PROMPT
Leaving out every picture, quote the data below exactly as it appears.
* Start GIVEN INFORMATION *
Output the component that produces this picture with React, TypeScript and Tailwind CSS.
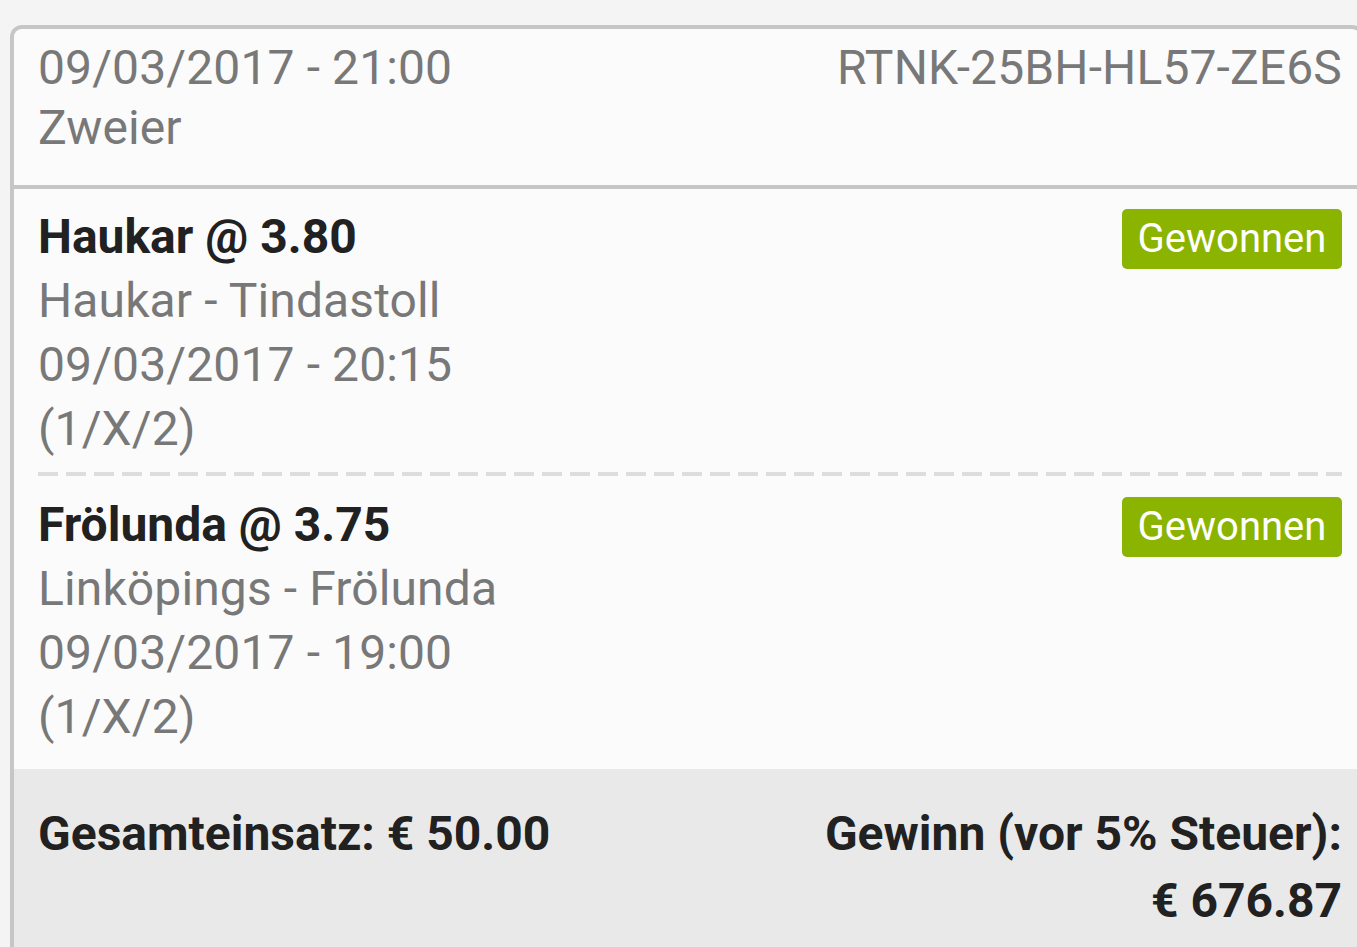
import * as React from "react";

type Leg = {
  pick: string;
  odds: string;
  match: string;
  date: string;
  market: string;
};

const LEGS: Leg[] = [
  {
    pick: "Haukar",
    odds: "3.80",
    match: "Haukar - Tindastoll",
    date: "09/03/2017 - 20:15",
    market: "(1/X/2)",
  },
  {
    pick: "Frölunda",
    odds: "3.75",
    match: "Linköpings - Frölunda",
    date: "09/03/2017 - 19:00",
    market: "(1/X/2)",
  },
];

function LegRow({ leg, last }: { leg: Leg; last: boolean }) {
  return (
    <div className={last ? "pt-[17px] pb-[20px]" : "pt-4"}>
      <div className="flex items-start justify-between">
        <div className="text-[48px] leading-[64px]">
          <div className="font-bold text-[#212121]">
            {leg.pick} @ {leg.odds}
          </div>
          <div className="tracking-[0.12px] text-[#787878]">{leg.match}</div>
          <div className="tracking-[0.12px] text-[#787878]">{leg.date}</div>
          <div className="tracking-[0.12px] text-[#787878]">{leg.market}</div>
        </div>
        <span className="mt-1 flex h-[60px] w-[220px] items-center justify-center rounded-[5px] bg-[#8ab400] text-[40px] text-white">
          Gewonnen
        </span>
      </div>
      {!last && (
        <div className="mt-[11px] h-[4px] w-full bg-[repeating-linear-gradient(90deg,#dddddd_0px,#dddddd_20px,transparent_20px,transparent_28px)]" />
      )}
    </div>
  );
}

export default function App() {
  return (
    <div
      className="flex h-[947px] w-full overflow-hidden bg-[#f4f4f4] pt-[25px]"
      style={{ fontFamily: "Roboto, 'Liberation Sans', sans-serif" }}
    >
      <div className="ml-[10px] flex w-[1354px] shrink-0 flex-col rounded-t-[12px] border-x-4 border-t-4 border-[#c6c6c6] bg-[#fbfbfb]">
        {/* head */}
        <div className="flex justify-between border-b-4 border-[#c6c6c6] pt-[9px] pb-[27px] pl-[24px] pr-[18px] text-[48px] leading-[60px] tracking-[0.12px] text-[#787878]">
          <div>
            <div>09/03/2017 - 21:00</div>
            <div>Zweier</div>
          </div>
          <div>RTNK-25BH-HL57-ZE6S</div>
        </div>

        <div className="pl-[24px] pr-[18px]">
          {LEGS.map((leg, i) => (
            <LegRow key={leg.pick} leg={leg} last={i === LEGS.length - 1} />
          ))}
        </div>

        {/* totals */}
        <div className="flex flex-1 justify-between bg-[#e9e9e9] pt-[31px] pl-[24px] pr-[18px] text-[48px] font-bold leading-[67px] text-[#212121]">
          <div>Gesamteinsatz: € 50.00</div>
          <div className="text-right">
            <div>Gewinn (vor 5% Steuer):</div>
            <div>€ 676.87</div>
          </div>
        </div>
      </div>
    </div>
  );
}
* End GIVEN INFORMATION *
FULL RESPONSE
Output the component that produces this picture with React, TypeScript and Tailwind CSS.
import * as React from "react";

type Leg = {
  pick: string;
  odds: string;
  match: string;
  date: string;
  market: string;
};

const LEGS: Leg[] = [
  {
    pick: "Haukar",
    odds: "3.80",
    match: "Haukar - Tindastoll",
    date: "09/03/2017 - 20:15",
    market: "(1/X/2)",
  },
  {
    pick: "Frölunda",
    odds: "3.75",
    match: "Linköpings - Frölunda",
    date: "09/03/2017 - 19:00",
    market: "(1/X/2)",
  },
];

function LegRow({ leg, last }: { leg: Leg; last: boolean }) {
  return (
    <div className={last ? "pt-[17px] pb-[20px]" : "pt-4"}>
      <div className="flex items-start justify-between">
        <div className="text-[48px] leading-[64px]">
          <div className="font-bold text-[#212121]">
            {leg.pick} @ {leg.odds}
          </div>
          <div className="tracking-[0.12px] text-[#787878]">{leg.match}</div>
          <div className="tracking-[0.12px] text-[#787878]">{leg.date}</div>
          <div className="tracking-[0.12px] text-[#787878]">{leg.market}</div>
        </div>
        <span className="mt-1 flex h-[60px] w-[220px] items-center justify-center rounded-[5px] bg-[#8ab400] text-[40px] text-white">
          Gewonnen
        </span>
      </div>
      {!last && (
        <div className="mt-[11px] h-[4px] w-full bg-[repeating-linear-gradient(90deg,#dddddd_0px,#dddddd_20px,transparent_20px,transparent_28px)]" />
      )}
    </div>
  );
}

export default function App() {
  return (
    <div
      className="flex h-[947px] w-full overflow-hidden bg-[#f4f4f4] pt-[25px]"
      style={{ fontFamily: "Roboto, 'Liberation Sans', sans-serif" }}
    >
      <div className="ml-[10px] flex w-[1354px] shrink-0 flex-col rounded-t-[12px] border-x-4 border-t-4 border-[#c6c6c6] bg-[#fbfbfb]">
        {/* head */}
        <div className="flex justify-between border-b-4 border-[#c6c6c6] pt-[9px] pb-[27px] pl-[24px] pr-[18px] text-[48px] leading-[60px] tracking-[0.12px] text-[#787878]">
          <div>
            <div>09/03/2017 - 21:00</div>
            <div>Zweier</div>
          </div>
          <div>RTNK-25BH-HL57-ZE6S</div>
        </div>

        <div className="pl-[24px] pr-[18px]">
          {LEGS.map((leg, i) => (
            <LegRow key={leg.pick} leg={leg} last={i === LEGS.length - 1} />
          ))}
        </div>

        {/* totals */}
        <div className="flex flex-1 justify-between bg-[#e9e9e9] pt-[31px] pl-[24px] pr-[18px] text-[48px] font-bold leading-[67px] text-[#212121]">
          <div>Gesamteinsatz: € 50.00</div>
          <div className="text-right">
            <div>Gewinn (vor 5% Steuer):</div>
            <div>€ 676.87</div>
          </div>
        </div>
      </div>
    </div>
  );
}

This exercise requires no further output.